Problem to work on ▸
Print the lines of the data, starting with the first, up to and including the line where "string; d: string;" appears.
⁂
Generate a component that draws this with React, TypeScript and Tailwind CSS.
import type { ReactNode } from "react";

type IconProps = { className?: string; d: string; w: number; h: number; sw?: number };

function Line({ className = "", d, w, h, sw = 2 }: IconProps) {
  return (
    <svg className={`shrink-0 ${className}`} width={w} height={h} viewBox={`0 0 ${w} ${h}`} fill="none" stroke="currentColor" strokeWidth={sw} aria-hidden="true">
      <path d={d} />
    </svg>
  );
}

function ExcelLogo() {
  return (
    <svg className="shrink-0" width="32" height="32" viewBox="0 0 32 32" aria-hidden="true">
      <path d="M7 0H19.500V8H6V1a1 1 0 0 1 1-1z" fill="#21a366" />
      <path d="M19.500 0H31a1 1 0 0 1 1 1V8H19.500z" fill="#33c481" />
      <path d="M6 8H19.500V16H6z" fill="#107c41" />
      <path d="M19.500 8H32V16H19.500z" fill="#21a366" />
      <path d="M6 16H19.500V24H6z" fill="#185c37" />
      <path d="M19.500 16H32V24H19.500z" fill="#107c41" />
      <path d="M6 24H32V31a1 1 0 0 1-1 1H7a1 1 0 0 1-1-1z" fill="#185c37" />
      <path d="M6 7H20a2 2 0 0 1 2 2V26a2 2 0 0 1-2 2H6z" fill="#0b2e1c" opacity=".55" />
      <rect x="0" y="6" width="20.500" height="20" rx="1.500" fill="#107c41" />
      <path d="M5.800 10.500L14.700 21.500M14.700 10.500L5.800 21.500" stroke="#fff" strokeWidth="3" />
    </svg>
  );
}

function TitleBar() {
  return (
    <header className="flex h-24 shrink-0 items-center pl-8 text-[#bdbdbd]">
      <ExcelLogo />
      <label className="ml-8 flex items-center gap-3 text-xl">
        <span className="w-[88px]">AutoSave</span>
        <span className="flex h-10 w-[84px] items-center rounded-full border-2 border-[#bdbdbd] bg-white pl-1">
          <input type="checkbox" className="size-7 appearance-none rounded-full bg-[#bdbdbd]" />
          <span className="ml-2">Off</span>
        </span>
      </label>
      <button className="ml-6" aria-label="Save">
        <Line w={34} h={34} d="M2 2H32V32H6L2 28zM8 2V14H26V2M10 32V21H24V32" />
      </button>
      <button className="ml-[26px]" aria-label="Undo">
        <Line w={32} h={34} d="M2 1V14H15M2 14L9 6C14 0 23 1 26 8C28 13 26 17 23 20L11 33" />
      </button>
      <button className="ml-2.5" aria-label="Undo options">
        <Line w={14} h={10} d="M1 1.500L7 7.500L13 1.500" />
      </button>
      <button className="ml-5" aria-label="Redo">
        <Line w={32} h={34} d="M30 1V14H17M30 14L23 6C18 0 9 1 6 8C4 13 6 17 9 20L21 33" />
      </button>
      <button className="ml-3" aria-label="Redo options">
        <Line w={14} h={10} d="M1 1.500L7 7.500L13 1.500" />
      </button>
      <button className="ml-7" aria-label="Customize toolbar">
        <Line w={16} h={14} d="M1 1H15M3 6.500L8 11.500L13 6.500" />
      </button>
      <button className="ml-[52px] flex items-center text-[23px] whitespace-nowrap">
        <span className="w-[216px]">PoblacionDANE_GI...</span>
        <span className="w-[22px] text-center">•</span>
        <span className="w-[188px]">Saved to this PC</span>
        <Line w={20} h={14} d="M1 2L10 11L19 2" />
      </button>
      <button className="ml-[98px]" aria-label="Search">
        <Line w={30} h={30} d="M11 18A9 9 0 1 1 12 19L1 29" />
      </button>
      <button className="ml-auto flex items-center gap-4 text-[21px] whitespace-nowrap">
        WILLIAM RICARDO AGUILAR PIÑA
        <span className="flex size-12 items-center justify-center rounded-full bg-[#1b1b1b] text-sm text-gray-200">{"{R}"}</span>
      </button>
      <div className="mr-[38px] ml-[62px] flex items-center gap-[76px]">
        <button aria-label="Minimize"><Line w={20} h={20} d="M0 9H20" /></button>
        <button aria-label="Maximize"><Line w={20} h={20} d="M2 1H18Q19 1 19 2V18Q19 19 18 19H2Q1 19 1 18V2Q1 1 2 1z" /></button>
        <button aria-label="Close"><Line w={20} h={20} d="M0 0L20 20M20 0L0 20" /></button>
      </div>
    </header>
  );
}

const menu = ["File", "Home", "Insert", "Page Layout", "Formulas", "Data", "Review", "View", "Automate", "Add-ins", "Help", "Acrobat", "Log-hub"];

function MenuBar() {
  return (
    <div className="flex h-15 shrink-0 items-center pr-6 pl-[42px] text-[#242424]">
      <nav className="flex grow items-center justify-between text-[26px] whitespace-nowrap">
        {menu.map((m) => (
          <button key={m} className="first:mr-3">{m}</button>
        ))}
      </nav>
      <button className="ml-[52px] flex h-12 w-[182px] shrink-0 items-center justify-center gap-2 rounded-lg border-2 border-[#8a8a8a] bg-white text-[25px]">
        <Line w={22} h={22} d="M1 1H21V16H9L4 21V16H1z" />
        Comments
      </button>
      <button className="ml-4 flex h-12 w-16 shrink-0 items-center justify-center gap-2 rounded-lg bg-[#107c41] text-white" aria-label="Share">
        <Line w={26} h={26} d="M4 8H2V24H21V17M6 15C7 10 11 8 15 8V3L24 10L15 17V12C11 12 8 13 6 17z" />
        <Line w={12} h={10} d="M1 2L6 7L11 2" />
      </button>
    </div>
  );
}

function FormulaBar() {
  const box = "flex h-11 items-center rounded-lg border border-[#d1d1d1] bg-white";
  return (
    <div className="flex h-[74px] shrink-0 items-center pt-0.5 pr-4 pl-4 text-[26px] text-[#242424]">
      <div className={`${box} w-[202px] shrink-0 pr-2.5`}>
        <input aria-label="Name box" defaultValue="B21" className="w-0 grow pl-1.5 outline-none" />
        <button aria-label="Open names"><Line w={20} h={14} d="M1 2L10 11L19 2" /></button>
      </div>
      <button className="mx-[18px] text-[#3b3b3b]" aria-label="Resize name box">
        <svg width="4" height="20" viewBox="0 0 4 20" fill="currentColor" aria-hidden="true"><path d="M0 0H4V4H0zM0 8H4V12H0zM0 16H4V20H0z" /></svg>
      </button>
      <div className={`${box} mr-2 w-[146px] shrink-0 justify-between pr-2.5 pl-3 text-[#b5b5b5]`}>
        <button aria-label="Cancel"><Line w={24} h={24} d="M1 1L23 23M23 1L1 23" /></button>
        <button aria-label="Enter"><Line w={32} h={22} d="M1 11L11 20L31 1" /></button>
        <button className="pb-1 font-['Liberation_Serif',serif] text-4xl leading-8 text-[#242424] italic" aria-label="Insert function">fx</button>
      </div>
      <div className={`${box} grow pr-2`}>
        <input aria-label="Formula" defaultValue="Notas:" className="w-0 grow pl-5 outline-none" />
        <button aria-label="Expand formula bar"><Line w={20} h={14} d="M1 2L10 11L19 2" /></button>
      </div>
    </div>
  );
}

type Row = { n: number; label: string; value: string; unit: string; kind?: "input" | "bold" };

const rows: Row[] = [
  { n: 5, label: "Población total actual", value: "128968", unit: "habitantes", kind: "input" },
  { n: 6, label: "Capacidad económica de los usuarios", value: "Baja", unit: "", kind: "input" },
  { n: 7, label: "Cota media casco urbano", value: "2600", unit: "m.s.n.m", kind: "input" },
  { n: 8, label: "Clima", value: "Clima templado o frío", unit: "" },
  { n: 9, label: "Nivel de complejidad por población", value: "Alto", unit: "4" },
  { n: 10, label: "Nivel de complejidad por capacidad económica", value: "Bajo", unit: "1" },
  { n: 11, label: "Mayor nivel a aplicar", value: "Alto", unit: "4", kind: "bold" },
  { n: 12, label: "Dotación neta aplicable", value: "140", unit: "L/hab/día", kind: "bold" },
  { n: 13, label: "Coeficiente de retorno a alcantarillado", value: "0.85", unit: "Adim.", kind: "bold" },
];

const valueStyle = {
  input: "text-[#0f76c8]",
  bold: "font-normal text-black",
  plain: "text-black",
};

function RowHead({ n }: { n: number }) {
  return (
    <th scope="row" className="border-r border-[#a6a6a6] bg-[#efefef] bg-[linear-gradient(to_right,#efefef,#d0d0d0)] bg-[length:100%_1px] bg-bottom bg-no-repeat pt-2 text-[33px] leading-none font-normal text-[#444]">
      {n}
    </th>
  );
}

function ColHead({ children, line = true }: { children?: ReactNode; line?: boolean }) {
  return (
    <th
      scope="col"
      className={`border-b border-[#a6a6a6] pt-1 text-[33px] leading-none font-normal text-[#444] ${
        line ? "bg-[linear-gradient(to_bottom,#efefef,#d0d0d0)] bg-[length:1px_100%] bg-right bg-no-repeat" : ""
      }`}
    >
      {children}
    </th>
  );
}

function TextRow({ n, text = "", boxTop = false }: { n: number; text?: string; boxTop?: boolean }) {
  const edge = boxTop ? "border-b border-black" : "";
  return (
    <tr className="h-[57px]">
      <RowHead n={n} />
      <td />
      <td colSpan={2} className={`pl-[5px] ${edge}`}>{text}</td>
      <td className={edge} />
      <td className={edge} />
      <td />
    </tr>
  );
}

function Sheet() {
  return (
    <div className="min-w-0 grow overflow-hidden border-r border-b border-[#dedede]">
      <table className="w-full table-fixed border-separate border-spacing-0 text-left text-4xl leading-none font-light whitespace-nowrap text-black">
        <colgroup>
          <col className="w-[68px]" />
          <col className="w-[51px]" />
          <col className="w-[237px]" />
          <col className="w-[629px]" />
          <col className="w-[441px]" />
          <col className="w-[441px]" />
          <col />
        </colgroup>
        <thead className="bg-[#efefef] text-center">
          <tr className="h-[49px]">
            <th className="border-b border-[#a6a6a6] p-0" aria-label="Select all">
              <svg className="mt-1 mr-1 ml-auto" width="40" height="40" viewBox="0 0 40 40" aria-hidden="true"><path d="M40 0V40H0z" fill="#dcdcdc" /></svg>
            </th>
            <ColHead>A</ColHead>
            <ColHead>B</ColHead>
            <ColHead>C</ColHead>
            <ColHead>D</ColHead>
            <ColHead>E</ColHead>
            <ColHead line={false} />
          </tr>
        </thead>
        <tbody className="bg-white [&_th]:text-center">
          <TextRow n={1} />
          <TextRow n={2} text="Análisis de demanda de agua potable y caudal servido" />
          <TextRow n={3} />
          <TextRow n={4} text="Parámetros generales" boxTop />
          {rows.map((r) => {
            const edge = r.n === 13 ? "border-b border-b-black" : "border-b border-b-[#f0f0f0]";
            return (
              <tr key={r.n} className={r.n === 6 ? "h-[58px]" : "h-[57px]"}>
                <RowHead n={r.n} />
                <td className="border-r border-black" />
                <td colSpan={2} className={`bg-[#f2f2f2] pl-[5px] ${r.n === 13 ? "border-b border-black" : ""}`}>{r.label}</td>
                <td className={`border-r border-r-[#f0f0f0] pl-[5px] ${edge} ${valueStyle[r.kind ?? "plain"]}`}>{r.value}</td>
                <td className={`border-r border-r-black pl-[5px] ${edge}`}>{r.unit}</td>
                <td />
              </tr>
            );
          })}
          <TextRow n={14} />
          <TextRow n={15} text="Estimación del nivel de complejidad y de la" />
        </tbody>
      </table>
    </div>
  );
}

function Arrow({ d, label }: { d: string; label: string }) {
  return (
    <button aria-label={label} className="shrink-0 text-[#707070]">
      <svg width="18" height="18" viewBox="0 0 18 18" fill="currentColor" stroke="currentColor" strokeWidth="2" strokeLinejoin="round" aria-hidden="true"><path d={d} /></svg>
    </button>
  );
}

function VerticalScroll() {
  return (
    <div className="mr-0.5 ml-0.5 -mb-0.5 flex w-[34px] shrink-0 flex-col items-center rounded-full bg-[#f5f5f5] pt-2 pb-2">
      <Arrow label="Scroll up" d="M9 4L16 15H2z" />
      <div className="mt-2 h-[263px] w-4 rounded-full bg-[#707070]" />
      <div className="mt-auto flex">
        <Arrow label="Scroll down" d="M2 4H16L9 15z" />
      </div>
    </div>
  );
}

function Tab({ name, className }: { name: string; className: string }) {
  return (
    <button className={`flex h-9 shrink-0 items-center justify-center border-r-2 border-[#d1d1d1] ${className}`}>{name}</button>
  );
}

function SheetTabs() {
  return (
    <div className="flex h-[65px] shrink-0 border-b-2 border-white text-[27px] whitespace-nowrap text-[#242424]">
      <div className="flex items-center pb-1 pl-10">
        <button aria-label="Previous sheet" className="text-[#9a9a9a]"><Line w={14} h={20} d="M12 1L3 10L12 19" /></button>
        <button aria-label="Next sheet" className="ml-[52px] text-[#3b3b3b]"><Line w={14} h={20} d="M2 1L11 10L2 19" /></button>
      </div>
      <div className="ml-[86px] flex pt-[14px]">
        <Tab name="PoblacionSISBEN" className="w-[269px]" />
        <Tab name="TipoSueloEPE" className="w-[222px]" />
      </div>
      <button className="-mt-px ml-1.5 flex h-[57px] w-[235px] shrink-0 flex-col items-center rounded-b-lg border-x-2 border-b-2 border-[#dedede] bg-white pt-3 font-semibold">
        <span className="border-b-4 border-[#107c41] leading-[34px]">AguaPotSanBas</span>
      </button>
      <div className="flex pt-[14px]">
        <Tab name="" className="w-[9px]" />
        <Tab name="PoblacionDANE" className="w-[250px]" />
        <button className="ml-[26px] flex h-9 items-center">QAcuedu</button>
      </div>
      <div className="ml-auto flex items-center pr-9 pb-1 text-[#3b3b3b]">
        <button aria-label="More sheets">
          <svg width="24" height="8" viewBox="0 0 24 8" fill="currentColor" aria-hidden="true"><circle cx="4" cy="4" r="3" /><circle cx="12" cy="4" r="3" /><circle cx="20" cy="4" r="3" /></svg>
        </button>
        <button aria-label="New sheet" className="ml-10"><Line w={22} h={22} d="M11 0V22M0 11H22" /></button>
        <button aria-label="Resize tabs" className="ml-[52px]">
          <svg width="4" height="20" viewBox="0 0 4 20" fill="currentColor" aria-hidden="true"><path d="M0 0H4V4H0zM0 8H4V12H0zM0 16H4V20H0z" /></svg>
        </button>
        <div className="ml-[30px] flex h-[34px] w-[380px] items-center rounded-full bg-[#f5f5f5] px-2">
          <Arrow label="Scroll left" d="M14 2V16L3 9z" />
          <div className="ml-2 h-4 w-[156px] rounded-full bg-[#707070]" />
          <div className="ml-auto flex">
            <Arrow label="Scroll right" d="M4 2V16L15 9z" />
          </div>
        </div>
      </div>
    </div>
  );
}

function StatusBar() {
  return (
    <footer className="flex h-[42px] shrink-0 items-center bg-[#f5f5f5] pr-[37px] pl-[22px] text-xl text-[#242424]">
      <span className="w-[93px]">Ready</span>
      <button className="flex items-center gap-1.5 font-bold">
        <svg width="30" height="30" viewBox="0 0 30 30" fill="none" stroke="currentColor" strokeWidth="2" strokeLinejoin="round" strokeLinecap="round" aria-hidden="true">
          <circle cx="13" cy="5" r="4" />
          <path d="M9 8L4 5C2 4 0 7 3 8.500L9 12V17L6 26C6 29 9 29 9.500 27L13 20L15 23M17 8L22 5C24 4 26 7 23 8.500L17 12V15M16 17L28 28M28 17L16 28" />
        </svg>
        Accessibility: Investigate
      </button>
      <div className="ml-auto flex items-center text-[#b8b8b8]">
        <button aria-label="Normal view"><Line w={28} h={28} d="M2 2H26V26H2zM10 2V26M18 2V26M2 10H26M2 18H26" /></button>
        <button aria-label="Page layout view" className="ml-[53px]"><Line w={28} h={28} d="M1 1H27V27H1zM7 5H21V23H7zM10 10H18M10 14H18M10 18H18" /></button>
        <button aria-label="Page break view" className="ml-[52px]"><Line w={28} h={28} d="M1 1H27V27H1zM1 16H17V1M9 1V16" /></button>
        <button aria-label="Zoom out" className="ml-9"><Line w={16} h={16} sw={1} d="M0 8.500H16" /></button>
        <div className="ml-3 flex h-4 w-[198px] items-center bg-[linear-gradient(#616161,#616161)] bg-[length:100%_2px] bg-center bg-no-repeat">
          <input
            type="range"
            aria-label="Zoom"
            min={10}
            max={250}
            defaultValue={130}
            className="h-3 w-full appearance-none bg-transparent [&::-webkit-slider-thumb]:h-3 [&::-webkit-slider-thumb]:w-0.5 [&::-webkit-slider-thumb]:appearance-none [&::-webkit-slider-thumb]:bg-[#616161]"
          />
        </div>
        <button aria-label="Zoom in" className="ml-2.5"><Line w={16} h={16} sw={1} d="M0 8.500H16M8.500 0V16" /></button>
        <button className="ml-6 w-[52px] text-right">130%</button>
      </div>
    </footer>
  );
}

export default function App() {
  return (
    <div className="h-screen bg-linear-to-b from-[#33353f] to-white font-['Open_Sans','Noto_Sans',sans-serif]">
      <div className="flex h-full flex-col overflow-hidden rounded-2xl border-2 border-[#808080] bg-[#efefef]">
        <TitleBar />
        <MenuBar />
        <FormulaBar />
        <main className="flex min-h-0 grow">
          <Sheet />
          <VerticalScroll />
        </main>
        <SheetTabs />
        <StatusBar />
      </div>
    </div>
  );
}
⁂
Output ▸
Generate a component that draws this with React, TypeScript and Tailwind CSS.
import type { ReactNode } from "react";

type IconProps = { className?: string; d: string; w: number; h: number; sw?: number };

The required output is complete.